A SHOCKING new film to be aired on BBC on Saturday reveals how 19 young Donegal men were blown to bits by a sea mine on Ballymanus beach in 1943 despite the local police chief’s foreknowledge the bomb had been drifting off shore for up to three hours prior to the disaster.
‘Ballymanus Disaster’ also reveals how a Fianna Fáil TD and a Roman Catholic priest pressurised relatives of those killed into dropping their calls for an offical inquiry despite the second greatest loss of human life in the Free State during World War II.

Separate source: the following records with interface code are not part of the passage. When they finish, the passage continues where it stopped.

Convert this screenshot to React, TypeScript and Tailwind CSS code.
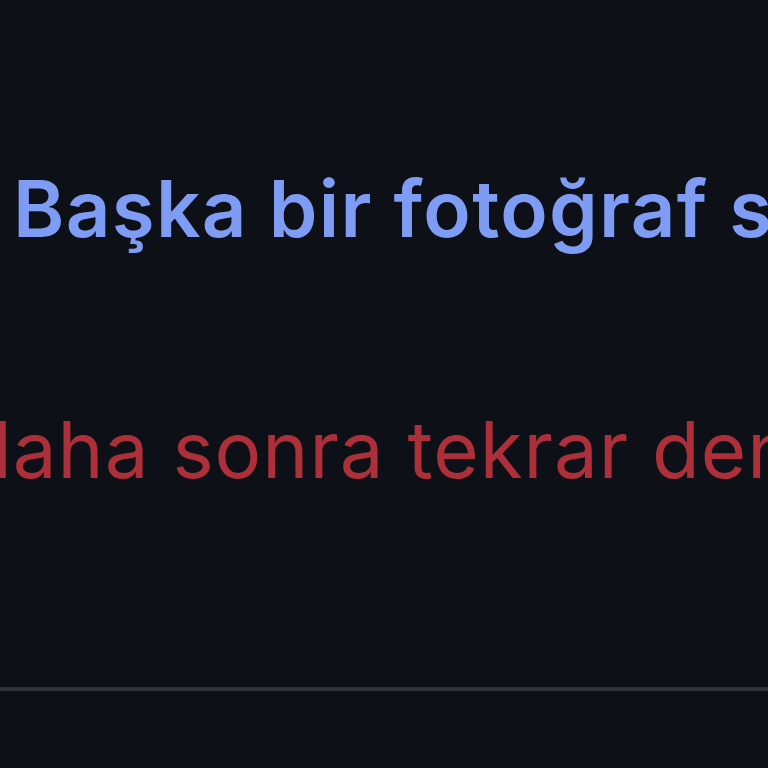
export default function App() {
  return (
    <div className="w-[768px] h-[768px] bg-[#0d1117] overflow-hidden flex flex-col" style={{ fontFamily: "Inter, 'Noto Sans', sans-serif" }}>
      <div className="mt-[170px] ml-[13px] whitespace-nowrap text-[78px] leading-none font-semibold tracking-[1.3px] text-[#7f9cf5]">
        Başka bir fotoğraf seçin
      </div>
      <div className="mt-[163px] ml-[-36px] whitespace-nowrap text-[78px] leading-none tracking-[1px] text-[#ad2f39]">
        daha sonra tekrar deneyin
      </div>
      <div className="mt-[198px] h-[4px] bg-[#2e3239]" />
    </div>
  );
}
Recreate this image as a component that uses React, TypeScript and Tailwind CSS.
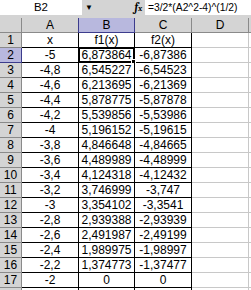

Producer Deaglan Ó Mocháin - who works with the Londonderry-based TV firm Dearcán Media - told the Sentinel how the relatives of those who died on Ballymanus beach near Annagry/The Rosses wanted want an officail apology from the state for what this new film reveals to be an official cover-up.
The facts are stark and simple. On May 10, 1943 a sea-mine exploded on Ballymanus beach, a few miles from the village of Mullaghduff.
Nineteen young men from the Donegal Gaeltacht were killed as a result. It was always thought locally that the tragedy could have been averted had the local authorities followed procedures relating to the clearance of mines.
While a number of surviving relatives persist in seeking an apology from the state ‘Ballymanus Disaster’ material demonstrates that a number of prominent locals and senior government figures combined to ensure that the full facts of the incident would never emerge.
Mr Ó Mocháin is from the local area and says it has been largely ignored by the mainstream media despite the heavy death toll.
“19 young men were killed, the second highest loss of life in the south during the entire WWII period (with only the North Strand bombings in Dublin having a higher number of casualties,” he explained.
“What is very interesting about the story is that it is hugely under reported - even in Donegal. I lived a few miles up the road from where it happened (it occurred near Annagry/The Rosses) and had never heard of it.
“We have managed to record the full story for the first time, we interviewed the remaining eye-witnesses and we did a bit of investigative journalism ourselves.
“Apart from the disproportionate human cost in such an isolated and under resourced area, we present evidence of an official cover up into what happened, as well as evidence that prominent locals put pressure on the relatives of those who died to drop demands for an inquiry into what happened,” he continued.
Whilst Mr Ó Mocháin and his team were making the film it became clear that the surviving family members still want answers.
“The relatives would still like to see an apology from the state, as it seems quite clear that a degree of official negligence contributed to the loss of life.
“Basically, the local Gardaí were aware that a sea mine was drifting ashore for over three hours prior to the explosion, and they failed to cordon off the area as per official instructions received by every coastal Garda station in 1941,” he said.
‘The Ballymanus Disaster’ or ‘Tubáiste Bhaile Mhánais’ will air this Saturday on BBC2 at 9.45pm.